:: Your instructions ::
In the entries below, find the lines that contain the word "this" and copy them.

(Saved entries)
• • •

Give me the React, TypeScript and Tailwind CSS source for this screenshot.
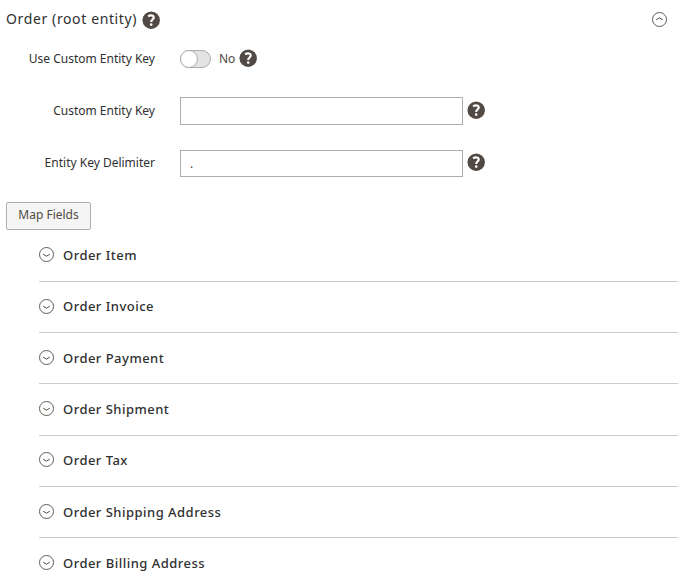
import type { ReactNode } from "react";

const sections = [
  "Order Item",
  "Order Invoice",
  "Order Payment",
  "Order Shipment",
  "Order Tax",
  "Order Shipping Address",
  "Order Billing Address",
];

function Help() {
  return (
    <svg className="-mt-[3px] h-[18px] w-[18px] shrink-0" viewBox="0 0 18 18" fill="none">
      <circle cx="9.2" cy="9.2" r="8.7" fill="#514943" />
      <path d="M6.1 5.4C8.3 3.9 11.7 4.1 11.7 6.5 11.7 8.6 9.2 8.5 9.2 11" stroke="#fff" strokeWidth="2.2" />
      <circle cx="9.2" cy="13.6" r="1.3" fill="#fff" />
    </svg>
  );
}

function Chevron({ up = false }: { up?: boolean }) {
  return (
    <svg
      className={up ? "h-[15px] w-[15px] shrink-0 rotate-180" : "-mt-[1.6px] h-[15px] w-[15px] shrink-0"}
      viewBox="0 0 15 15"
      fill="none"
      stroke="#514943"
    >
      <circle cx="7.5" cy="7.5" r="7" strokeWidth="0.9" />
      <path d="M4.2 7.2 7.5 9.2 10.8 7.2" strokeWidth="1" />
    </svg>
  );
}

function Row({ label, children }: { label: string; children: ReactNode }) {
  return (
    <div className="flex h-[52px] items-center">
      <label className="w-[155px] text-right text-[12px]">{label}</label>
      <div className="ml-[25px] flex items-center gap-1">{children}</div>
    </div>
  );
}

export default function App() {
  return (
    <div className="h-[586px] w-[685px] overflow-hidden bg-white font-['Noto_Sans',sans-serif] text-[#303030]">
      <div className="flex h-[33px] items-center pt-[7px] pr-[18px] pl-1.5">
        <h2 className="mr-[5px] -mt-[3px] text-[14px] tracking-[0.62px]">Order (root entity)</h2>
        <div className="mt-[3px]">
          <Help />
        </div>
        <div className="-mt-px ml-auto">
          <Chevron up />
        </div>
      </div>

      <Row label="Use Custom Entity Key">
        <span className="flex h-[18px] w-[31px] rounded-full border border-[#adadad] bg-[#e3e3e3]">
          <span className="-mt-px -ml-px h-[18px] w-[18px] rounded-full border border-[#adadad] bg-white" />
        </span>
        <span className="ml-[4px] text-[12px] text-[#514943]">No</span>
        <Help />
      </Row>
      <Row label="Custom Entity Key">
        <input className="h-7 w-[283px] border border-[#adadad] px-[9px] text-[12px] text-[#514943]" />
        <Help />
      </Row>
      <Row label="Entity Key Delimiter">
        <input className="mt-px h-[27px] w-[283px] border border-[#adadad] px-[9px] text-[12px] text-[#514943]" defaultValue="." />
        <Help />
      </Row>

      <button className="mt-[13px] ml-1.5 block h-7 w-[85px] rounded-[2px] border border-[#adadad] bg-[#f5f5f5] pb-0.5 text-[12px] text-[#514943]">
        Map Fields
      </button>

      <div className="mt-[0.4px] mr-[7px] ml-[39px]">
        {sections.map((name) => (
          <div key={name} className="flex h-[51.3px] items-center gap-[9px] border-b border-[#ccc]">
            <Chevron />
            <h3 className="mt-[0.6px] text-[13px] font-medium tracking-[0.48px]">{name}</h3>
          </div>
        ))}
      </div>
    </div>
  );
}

• • •

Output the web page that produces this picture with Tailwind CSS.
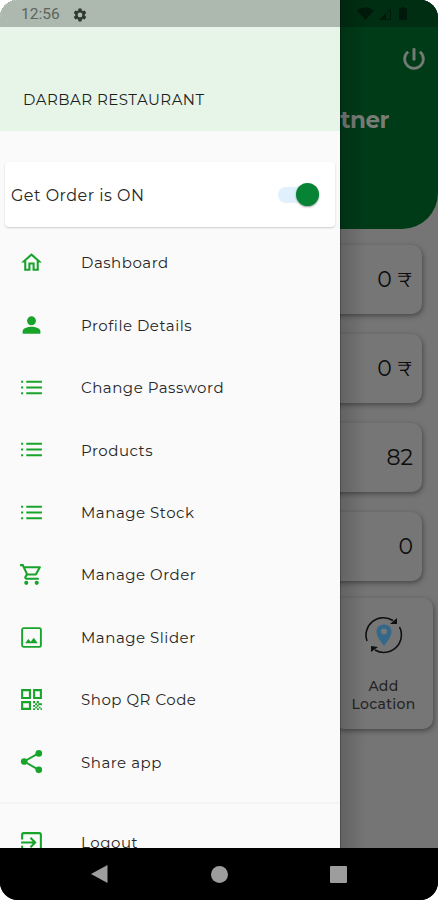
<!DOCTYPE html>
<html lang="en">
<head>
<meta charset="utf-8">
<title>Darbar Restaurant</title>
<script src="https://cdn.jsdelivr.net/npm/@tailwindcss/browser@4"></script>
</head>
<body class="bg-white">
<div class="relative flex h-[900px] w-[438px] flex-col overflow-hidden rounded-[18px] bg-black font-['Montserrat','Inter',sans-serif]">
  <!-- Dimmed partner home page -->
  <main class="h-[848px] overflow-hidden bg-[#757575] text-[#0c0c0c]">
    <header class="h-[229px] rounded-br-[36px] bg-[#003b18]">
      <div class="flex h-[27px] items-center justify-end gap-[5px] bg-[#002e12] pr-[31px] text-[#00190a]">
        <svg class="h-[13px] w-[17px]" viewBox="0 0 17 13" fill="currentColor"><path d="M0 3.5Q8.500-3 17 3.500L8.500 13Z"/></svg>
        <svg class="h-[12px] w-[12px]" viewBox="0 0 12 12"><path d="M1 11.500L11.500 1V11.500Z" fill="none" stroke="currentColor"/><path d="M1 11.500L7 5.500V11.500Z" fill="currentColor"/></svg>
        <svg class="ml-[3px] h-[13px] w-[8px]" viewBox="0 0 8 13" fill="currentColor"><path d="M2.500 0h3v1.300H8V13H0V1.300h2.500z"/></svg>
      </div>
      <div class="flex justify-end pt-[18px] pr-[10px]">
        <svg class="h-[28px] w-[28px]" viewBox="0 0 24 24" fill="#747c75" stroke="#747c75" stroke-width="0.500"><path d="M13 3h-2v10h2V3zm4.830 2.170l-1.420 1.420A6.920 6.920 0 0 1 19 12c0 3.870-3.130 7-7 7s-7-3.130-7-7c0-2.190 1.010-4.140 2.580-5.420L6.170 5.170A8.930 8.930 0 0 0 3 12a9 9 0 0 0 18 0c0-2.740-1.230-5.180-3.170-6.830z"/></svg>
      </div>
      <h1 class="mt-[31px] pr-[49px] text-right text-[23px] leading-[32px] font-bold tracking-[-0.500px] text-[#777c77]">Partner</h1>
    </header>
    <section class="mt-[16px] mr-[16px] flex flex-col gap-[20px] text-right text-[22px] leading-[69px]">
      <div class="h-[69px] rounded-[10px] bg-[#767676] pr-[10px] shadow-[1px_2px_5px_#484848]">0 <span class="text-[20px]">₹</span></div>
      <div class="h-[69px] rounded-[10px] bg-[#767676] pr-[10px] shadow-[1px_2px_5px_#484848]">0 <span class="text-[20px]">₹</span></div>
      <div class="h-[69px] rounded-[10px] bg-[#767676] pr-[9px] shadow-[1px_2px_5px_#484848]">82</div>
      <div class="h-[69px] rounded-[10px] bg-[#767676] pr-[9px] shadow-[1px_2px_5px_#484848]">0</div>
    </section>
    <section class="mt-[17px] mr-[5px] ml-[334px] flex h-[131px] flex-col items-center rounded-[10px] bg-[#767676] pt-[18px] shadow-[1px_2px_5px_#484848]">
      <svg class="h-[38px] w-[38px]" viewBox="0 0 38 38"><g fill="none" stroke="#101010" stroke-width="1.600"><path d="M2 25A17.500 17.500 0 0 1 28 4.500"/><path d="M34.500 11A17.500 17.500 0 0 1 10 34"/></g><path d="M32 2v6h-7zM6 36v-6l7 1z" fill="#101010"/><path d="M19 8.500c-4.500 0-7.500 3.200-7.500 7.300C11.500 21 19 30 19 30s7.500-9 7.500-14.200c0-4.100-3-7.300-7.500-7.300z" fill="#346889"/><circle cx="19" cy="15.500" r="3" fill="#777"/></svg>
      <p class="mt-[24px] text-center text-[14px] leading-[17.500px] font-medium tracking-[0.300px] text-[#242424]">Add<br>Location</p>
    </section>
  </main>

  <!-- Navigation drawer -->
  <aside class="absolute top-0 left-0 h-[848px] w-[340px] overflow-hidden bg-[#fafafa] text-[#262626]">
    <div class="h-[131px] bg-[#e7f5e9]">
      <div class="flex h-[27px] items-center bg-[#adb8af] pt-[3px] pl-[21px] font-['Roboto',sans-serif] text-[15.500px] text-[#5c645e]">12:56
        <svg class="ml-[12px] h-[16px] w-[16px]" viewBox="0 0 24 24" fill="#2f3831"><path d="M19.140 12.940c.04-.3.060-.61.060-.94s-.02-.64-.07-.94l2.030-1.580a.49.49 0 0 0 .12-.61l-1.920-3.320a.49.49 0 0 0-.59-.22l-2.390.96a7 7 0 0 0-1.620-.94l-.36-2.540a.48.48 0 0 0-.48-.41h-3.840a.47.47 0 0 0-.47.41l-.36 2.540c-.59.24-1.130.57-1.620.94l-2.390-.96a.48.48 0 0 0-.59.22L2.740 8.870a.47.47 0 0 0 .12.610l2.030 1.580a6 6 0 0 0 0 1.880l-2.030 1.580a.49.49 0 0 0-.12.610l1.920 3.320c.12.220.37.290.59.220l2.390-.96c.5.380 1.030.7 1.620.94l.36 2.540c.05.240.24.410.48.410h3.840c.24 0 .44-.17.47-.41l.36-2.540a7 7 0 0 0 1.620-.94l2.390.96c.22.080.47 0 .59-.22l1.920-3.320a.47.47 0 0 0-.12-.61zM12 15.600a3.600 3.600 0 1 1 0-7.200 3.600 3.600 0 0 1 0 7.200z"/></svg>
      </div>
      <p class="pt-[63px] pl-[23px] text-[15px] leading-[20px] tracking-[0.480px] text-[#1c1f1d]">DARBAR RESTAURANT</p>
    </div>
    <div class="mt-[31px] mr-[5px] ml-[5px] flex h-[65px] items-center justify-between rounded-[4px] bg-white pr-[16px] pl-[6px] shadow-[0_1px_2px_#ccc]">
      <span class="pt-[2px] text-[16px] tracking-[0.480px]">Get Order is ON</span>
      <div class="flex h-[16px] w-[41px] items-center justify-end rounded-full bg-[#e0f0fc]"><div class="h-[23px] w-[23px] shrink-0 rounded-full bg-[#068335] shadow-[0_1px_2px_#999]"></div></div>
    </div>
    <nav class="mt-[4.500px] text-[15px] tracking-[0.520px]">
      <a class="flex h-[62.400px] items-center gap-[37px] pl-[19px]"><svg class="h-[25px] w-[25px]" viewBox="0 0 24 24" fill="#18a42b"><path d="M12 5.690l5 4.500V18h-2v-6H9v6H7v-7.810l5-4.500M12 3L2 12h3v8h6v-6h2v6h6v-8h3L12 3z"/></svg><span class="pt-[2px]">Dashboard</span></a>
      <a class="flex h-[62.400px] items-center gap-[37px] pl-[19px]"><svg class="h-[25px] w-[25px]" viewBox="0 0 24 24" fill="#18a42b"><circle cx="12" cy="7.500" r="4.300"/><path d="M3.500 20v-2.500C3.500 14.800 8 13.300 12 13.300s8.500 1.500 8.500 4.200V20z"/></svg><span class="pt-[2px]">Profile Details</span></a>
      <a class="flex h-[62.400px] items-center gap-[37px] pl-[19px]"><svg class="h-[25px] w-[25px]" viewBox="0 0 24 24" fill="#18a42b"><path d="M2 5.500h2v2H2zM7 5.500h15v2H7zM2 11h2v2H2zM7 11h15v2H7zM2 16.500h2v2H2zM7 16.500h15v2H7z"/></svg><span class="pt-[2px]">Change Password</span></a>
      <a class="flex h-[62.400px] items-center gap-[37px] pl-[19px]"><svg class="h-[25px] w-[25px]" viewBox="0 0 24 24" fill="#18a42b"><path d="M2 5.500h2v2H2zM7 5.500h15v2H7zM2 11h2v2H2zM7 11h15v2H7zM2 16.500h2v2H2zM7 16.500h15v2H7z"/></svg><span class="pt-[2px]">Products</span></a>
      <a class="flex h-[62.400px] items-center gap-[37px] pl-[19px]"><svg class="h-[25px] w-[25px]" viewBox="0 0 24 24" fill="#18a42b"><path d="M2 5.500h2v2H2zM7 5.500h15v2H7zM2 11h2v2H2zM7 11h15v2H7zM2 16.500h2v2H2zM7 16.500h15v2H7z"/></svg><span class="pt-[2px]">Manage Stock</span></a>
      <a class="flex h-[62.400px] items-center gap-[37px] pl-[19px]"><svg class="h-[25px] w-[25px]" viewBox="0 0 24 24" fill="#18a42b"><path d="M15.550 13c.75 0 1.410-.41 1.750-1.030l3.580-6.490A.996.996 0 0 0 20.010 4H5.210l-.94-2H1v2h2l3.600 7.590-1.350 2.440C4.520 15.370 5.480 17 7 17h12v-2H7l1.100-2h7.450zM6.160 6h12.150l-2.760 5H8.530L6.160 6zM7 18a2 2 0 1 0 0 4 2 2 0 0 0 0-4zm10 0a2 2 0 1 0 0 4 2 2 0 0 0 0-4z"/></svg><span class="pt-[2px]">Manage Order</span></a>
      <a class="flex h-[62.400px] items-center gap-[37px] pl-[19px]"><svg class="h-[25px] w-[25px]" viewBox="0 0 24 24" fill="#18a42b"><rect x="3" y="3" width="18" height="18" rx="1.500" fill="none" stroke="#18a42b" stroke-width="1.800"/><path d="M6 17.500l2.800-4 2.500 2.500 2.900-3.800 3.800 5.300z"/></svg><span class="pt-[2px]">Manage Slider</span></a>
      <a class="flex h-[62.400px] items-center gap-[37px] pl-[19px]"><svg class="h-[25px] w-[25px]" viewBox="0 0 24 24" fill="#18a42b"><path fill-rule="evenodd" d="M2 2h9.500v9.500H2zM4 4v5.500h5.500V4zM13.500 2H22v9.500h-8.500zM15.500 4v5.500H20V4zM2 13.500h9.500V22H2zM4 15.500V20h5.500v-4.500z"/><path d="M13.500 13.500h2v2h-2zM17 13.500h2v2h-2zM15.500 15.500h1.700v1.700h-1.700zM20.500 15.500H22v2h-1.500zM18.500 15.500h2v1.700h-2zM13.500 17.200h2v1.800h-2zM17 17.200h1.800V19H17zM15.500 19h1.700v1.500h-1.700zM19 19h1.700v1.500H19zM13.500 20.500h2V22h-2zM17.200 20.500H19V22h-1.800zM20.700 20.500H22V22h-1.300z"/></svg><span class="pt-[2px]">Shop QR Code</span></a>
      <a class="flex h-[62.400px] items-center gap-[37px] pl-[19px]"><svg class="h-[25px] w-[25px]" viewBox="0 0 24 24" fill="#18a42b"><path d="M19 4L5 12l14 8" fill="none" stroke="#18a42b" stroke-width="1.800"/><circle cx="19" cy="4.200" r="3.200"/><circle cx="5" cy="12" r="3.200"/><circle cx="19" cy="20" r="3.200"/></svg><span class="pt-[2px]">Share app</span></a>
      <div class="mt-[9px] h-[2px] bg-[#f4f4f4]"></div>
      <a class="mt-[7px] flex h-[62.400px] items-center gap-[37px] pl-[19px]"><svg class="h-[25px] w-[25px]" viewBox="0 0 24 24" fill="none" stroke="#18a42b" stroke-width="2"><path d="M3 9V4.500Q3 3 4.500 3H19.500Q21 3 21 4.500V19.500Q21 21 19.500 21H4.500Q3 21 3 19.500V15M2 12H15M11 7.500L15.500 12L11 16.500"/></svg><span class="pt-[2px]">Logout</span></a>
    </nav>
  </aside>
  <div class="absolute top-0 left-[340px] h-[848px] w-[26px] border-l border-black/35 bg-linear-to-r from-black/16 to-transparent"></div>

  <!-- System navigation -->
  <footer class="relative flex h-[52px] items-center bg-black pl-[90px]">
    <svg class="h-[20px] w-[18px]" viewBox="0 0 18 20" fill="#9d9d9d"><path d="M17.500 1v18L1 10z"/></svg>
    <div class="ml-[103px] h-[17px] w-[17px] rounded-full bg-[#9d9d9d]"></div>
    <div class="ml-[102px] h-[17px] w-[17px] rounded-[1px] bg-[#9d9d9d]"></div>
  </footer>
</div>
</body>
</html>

• • •

:: Task result ::
Give me the React, TypeScript and Tailwind CSS source for this screenshot.
Output the web page that produces this picture with Tailwind CSS.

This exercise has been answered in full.